By Micah Maidenberg

October 21, 2010

The Woodstock Institute’s latest report (PDF) on foreclosure activity in the Chicago region paints a grim picture. Between January and September of this year, 26,870 properties finished the foreclosure process and 95 percent of them were taken back by mortgage lenders, who are likely to keep them vacant, distressing neighborhoods and city budgets that depend on real estate-derived taxes, according to Woodstock Senior Vice President Geoff Smith. The inventory “poses a significant challenge to municipalities, as vacant properties decrease tax rolls while raising maintenance costs,” he said in a press statement. “These properties also affect the stability of local real estate markets by adding to the supply of for-sale housing in the region.”

Meanwhile, new foreclosure filiings in the six-county Chicagoland area continue to rise. Over the first nine months of 2010, lenders filed 58,962 new foreclosure suits in the region, a 28 percent increase over the same time period last year.

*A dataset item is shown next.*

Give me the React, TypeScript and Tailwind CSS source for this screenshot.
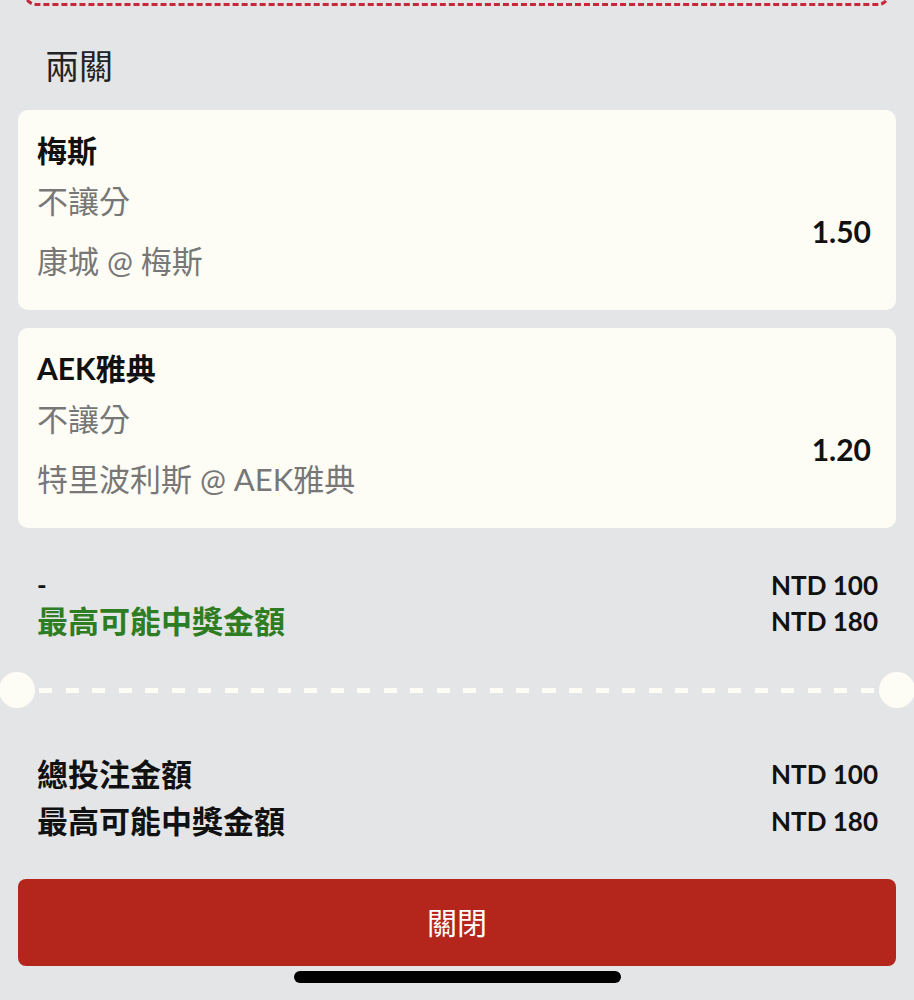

In the city, wealthier residential areas near downtown are seeing the biggest jumps in new filings, while some black and Latino neighborhoods, like Englewood on the South Side and Hermosa on the Northwest Side, saw the pace of new filings drop year-over-year.

That doesn’t mean those neighborhoods are in the clear, however. If the moratoriums announced by some banks because of the robo-signer crisis keep foreclosed homes in legal limbo and off the market, communities of color hit hard early in the foreclosure crisis could get hit hard again, according to Woodstock. Such neighborhoods “continue to experience high levels of foreclosure activity and have large concentrations of vacant properties that take longer to return to productive use than do vacant homes in predominantly white neighborhoods. The new delays may further set back these communities’ paths to recovery.”